See ~/.claude/bin/coord --help and ~/.claude/coord/schema-v0.json for the concrete artifacts.

10. Forward compatibility (v0 → v1) #

The shell binary, schema, and global rule ship TODAY. v1 is a pure backend swap — no caller (Claude session) code changes required. The trigger to ship v1 is:

Two Claude sessions on different hosts need to coordinate, OR
Local filesystem becomes a performance bottleneck (hundreds of heartbeats per minute), OR
A user wants audit history of coordination events (v0 forgets on reboot)

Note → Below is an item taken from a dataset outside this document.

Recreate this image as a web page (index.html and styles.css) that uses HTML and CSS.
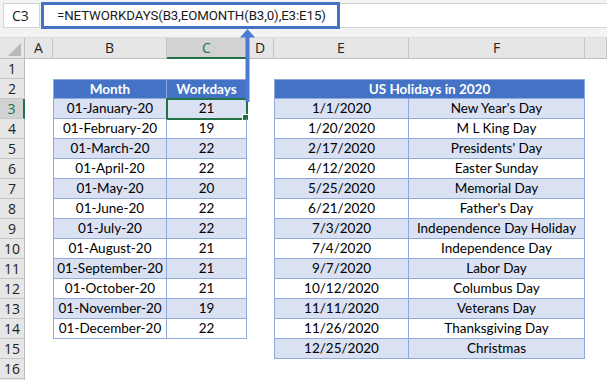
FILE: index.html
```html
<!DOCTYPE html>
<html lang="en">
<head>
<meta charset="utf-8">
<title>NETWORKDAYS</title>
<link rel="stylesheet" href="styles.css">
</head>
<body>
<div class="app">
  <div class="bar">
    <div class="namebox">C3</div>
    <div class="fx">=NETWORKDAYS(B3,EOMONTH(B3,0),E3:E15)<span class="callout"></span></div>
  </div>
  <div class="gap"></div>
  <div class="sheet">
    <div class="row colheads">
      <div class="corner"><span class="tri"></span></div>
      <div class="ch">A</div><div class="ch">B</div><div class="ch sel">C</div><div class="ch">D</div><div class="ch">E</div><div class="ch">F</div><div class="ch"></div>
    </div>
    <div class="row"><div class="rh">1</div><div></div><div></div><div></div><div></div><div></div><div></div><div></div></div>
    <div class="row"><div class="rh">2</div><div></div><div class="t hd l top">Month</div><div class="t hd top">Workdays</div><div></div><div class="t hd l top span">US Holidays in 2020</div><div></div></div>
    <div class="row"><div class="rh sel">3</div><div></div><div class="t f l">01-January-20</div><div class="t f cur">21<span class="handle"></span></div><div></div><div class="t f l">1/1/2020</div><div class="t f">New Year's Day</div><div></div></div>
    <div class="row"><div class="rh">4</div><div></div><div class="t l">01-February-20</div><div class="t">19</div><div></div><div class="t l">1/20/2020</div><div class="t">M L King Day</div><div></div></div>
    <div class="row"><div class="rh">5</div><div></div><div class="t f l">01-March-20</div><div class="t f">22</div><div></div><div class="t f l">2/17/2020</div><div class="t f">Presidents' Day</div><div></div></div>
    <div class="row"><div class="rh">6</div><div></div><div class="t l">01-April-20</div><div class="t">22</div><div></div><div class="t l">4/12/2020</div><div class="t">Easter Sunday</div><div></div></div>
    <div class="row"><div class="rh">7</div><div></div><div class="t f l">01-May-20</div><div class="t f">20</div><div></div><div class="t f l">5/25/2020</div><div class="t f">Memorial Day</div><div></div></div>
    <div class="row"><div class="rh">8</div><div></div><div class="t l">01-June-20</div><div class="t">22</div><div></div><div class="t l">6/21/2020</div><div class="t">Father's Day</div><div></div></div>
    <div class="row"><div class="rh">9</div><div></div><div class="t f l">01-July-20</div><div class="t f">22</div><div></div><div class="t f l">7/3/2020</div><div class="t f">Independence Day Holiday</div><div></div></div>
    <div class="row"><div class="rh">10</div><div></div><div class="t l">01-August-20</div><div class="t">21</div><div></div><div class="t l">7/4/2020</div><div class="t">Independence Day</div><div></div></div>
    <div class="row"><div class="rh">11</div><div></div><div class="t f l">01-September-20</div><div class="t f">21</div><div></div><div class="t f l">9/7/2020</div><div class="t f">Labor Day</div><div></div></div>
    <div class="row"><div class="rh">12</div><div></div><div class="t l">01-October-20</div><div class="t">21</div><div></div><div class="t l">10/12/2020</div><div class="t">Columbus Day</div><div></div></div>
    <div class="row"><div class="rh">13</div><div></div><div class="t f l">01-November-20</div><div class="t f">19</div><div></div><div class="t f l">11/11/2020</div><div class="t f">Veterans Day</div><div></div></div>
    <div class="row"><div class="rh">14</div><div></div><div class="t l">01-December-20</div><div class="t">22</div><div></div><div class="t l">11/26/2020</div><div class="t">Thanksgiving Day</div><div></div></div>
    <div class="row"><div class="rh">15</div><div></div><div></div><div></div><div></div><div class="t f l">12/25/2020</div><div class="t f">Christmas</div><div></div></div>
    <div class="row"><div class="rh">16</div><div></div><div></div><div></div><div></div><div></div><div></div><div></div></div>
    <div class="row"><div class="rh"></div><div></div><div></div><div></div><div></div><div></div><div></div><div></div></div>
  </div>
  <!-- callout arrow from the selected cell up to the formula -->
  <svg class="arrow" width="20" height="76" viewBox="0 0 20 76">
    <polygon points="7.5,0 0,8.5 5.5,8.5 5.5,73 9.5,73 9.5,8.5 15,8.5" fill="#4a7bd0"/>
  </svg>
</div>
</body>
</html>
```

FILE: styles.css
```css
* { box-sizing: border-box; }
html, body { margin: 0; padding: 0; }
body { width: 607px; height: 380px; overflow: hidden; background: #fff; }

.app { position: relative; width: 607px; height: 380px; overflow: hidden; }

/* formula bar */
.bar {
  height: 31px;
  background: #f3f3f3;
  display: flex;
  align-items: flex-start;
  padding: 3px 0 0 3px;
  gap: 1px;
}
.namebox {
  width: 37px;
  height: 25px;
  background: #fff;
  border: 1px solid #d4d4d4;
  font: 14px "Open Sans", sans-serif;
  color: #222;
  line-height: 23px;
  padding-left: 8px;
}
.fx {
  flex: 1;
  height: 25px;
  background: #fff;
  border-top: 1px solid #d4d4d4;
  border-bottom: 1px solid #d4d4d4;
  position: relative;
  font: 13.3px Roboto, sans-serif;
  letter-spacing: -0.1px;
  color: #1a1a1a;
  line-height: 23px;
  padding-left: 16px;
  white-space: nowrap;
}
/* highlight frame around the formula text */
.callout {
  position: absolute;
  left: 0;
  top: -2px;
  width: 299px;
  height: 27px;
  border: 3px solid #4472c4;
}
.gap { height: 7px; background: #f3f3f3; border-bottom: 1px solid #dadada; }

/* grid */
.row {
  display: grid;
  grid-template-columns: 25px 28px 114px 80px 27px 135px 176px 1fr;
  height: 20px;
}
.colheads { height: 21px; background: #e6e6e6; border-bottom: 1px solid #bdbdbd; }
.corner { position: relative; border-right: 1px solid #bdbdbd; }
.tri {
  position: absolute;
  right: 3px;
  bottom: 3px;
  width: 0;
  height: 0;
  border-left: 13px solid transparent;
  border-bottom: 13px solid #b9b9b9;
}
.ch {
  border-right: 1px solid #c4c4c4;
  font: 14px "Open Sans", sans-serif;
  color: #222;
  text-align: center;
  line-height: 20px;
}
.ch.sel { background: #d2d2d2; color: #217346; border-bottom: 2px solid #217346; line-height: 19px; }

.rh {
  background: #e6e6e6;
  border-right: 1px solid #bdbdbd;
  border-bottom: 1px solid #c8c8c8;
  font: 14px "Open Sans", sans-serif;
  color: #222;
  text-align: center;
  line-height: 19px;
}
.rh.sel { background: #d2d2d2; color: #217346; border-right: 2px solid #217346; }

/* formatted table cells */
.t {
  border-right: 1px solid #8ea9db;
  border-bottom: 1px solid #8ea9db;
  font: 13.5px Lato, sans-serif;
  color: #000;
  text-align: center;
  line-height: 19px;
  white-space: nowrap;
  position: relative;
}
.t.l { border-left: 1px solid #8ea9db; }
.t.top { border-top: 1px solid #8ea9db; line-height: 18px; }
.t.f { background: #d9e1f2; }
.t.hd { background: #4472c4; color: #fff; font-weight: bold; }
.t.span { grid-column: span 2; }

/* active cell */
.cur { outline: 2px solid #217346; outline-offset: -1px; }
.handle {
  position: absolute;
  right: -3px;
  bottom: -3px;
  width: 5px;
  height: 5px;
  background: #217346;
  border: 1px solid #fff;
  box-sizing: content-box;
}

.arrow { position: absolute; left: 240px; top: 29px; }
```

Until one of those is true, v0 is enough.

11. Open questions #

Should coord be a Rust binary (compiled from crates/reverie-coord) instead of shell? Pros: cross-platform without bash, typed, testable. Cons: compilation step, more moving parts for a v0. Decision: start with shell, port to Rust when the shell hits its limits (probably around the v1 Redis backend when we need a Redis client).
How do we handle Claude Code itself crashing between register and dereg? The stale cleanup in §6 handles it eventually (5 min + 10 min lock timeout), but there’s a window where peers see a ghost. Mitigation: emit a dereg on the Claude Code exit hook if one exists, fall back to heartbeat expiry.
Locking granularity: is main-branch too coarse? Should we have main-read vs main-write? Decision: start coarse, refine when contention actually warrants it.
What about worktrees? Each worktree has its own index and can hold its own locks without colliding on the primary’s. We track worktrees under owned_resources.worktrees but don’t lock them separately for v0.

12. Trigger conditions for this doc #

File as a follow-up Linear ticket. The doc + binary ship when:

User explicitly approves (this session), OR
A third Claude session joins the primary + peer and causes a visible collision

Target: ship v0 tonight, observe for 1 week, then either promote to v1 Redis or declare v0 sufficient.